Would anyone support the Jews in a terror campaign against the Germans (and the rest of Europe)? After all, the Germans killed a few million Jews and the rest of Europe then proceeded to run the survivors off the continent and back to the homeland the Romans had run them off of before. And then thousands more died adapting to the new conditions. Pretty serious grievance, eh?
But no, of course we would never support such a campaign of terror, because it is so obviously wrong. We need to draw a firm line: no terror campaign is ever justified. No matter how bad you think you've been abused, you don't have the right to take it out on other innocent people.

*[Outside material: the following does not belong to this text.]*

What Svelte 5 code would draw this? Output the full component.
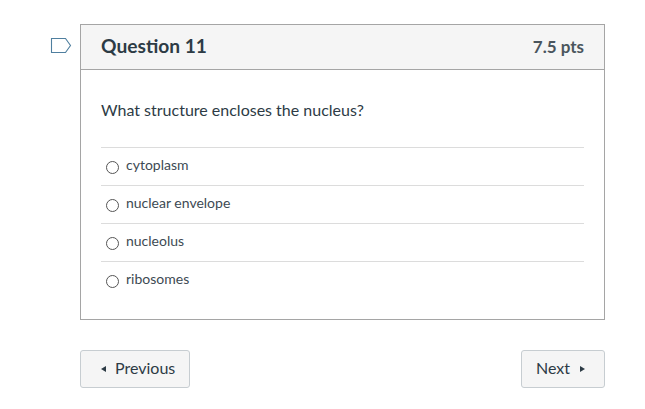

Once you've even allowed the possibility that suicide bombing a school bus is an excusable way of seeking to right perceived wrongs, then you have given up any possible moral argument and have basically conceded that any grievance is worth murdering over. There's a certain bit of racism here too: if you're willing to let Muslims behave in ways you would never let other "civilized" people behave, you're not exactly paying them a compliment.
I'm not saying here that we shouldn't try to understand what grievances people have against us and deal with them fairly. I'm saying that terrorism should never be allowed any excuse. Any group who uses murder to terrorize another group should be stopped and should be condemned by all good people everywhere.
The failure of this condemnation to arise amongst so many of the progressives of the world in response to Islamic-fueled terrorism is a major them of Berman's book. Why should such ostensibly good and compassionate people be unwilling to condemn the murder of innocents?
I don't know the answer and I don't find most of Berman's answers compelling. If you're one of these progressives (liberals with a small "L", that is), you'll have to ask yourself.